A preliminary issue minute about the search warrant was lodged prior to trial in January 2019 but refused as too late. A bill of advocation and a petition to the nobile officium, both described as incompetent, followed. Counsel and agents withdrew from acting at the trial diet “due to differing views on the conduct of the defence”, and new dates were set for March. At the PH a special defence of coercion was allowed to be received although late; this described a man known only as Lee as the driving light. It was agreed to adjourn the trial until July. On that date the new defence team withdrew due to “a breakdown in trust” with the client and a new trial date was fixed for November 2019.
In October a supplementary defence statement was lodged indicating that although the accused’s defence was one of coercion, he had also been “the victim of entrapment by a state agent”. Two female names were given, and information requested.

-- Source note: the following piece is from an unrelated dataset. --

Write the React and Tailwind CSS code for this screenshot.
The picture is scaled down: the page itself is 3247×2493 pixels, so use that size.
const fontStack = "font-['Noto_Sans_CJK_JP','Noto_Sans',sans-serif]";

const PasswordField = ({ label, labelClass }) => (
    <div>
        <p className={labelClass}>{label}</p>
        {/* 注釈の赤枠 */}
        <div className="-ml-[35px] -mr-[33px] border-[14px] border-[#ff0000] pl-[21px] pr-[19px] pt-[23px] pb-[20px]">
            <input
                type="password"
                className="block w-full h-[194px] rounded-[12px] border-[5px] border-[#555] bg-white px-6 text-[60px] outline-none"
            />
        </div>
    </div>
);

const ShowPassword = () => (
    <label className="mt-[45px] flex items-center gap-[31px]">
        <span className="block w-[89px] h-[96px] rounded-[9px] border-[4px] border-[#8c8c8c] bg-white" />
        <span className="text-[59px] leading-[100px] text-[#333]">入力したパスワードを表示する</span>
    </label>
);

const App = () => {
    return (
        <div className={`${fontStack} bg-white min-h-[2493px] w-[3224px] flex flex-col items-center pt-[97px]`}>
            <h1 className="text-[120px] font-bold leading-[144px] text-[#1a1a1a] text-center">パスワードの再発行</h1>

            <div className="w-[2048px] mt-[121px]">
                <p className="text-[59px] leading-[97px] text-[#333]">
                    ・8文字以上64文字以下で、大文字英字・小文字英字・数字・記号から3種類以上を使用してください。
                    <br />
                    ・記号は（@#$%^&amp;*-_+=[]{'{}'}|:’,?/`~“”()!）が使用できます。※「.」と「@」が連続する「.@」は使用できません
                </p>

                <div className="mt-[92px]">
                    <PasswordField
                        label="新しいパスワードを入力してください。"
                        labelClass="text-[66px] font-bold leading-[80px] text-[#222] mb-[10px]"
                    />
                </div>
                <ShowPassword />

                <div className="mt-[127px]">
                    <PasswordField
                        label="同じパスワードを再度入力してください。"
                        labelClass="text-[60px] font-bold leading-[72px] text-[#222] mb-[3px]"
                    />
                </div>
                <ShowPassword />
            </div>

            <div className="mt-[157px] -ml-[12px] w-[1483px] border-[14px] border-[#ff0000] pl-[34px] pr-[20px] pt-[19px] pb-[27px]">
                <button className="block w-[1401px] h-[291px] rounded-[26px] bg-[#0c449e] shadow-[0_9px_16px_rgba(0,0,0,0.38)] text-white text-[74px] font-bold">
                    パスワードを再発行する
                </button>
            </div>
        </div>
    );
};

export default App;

By letter in January 2019, the Crown had stated that “at no time preceding... arrest was any covert police officer deployed to engage with [the appellant] or any other covert tactic deployed... no officer supplied drugs to any female from Renfrewshire”. Following further enquiries, the Crown confirmed that no surveillance had been used. The search warrant used to recover drugs, cash and paraphernalia from the appellant’s home had been obtained on the basis of intelligence received.
The court was critical of the original pro forma defence statement and indicated that if an accused wished the Crown to make proper disclosure in what is intended to be a balanced statutory scheme, they should comply with the obligations set out in the scheme, namely to provide as much information as possible. The court was left with no basis apart from the appellant’s own musings that the information sought existed. The Crown said it had no such information, so the application and appeal failed.
Their Lordships were clearly shocked in February 2020 that the trial had not proceeded and ordered that the case be given priority to ensure it proceeded at the next calling. I presume with the belated publication of this opinion it has now taken place.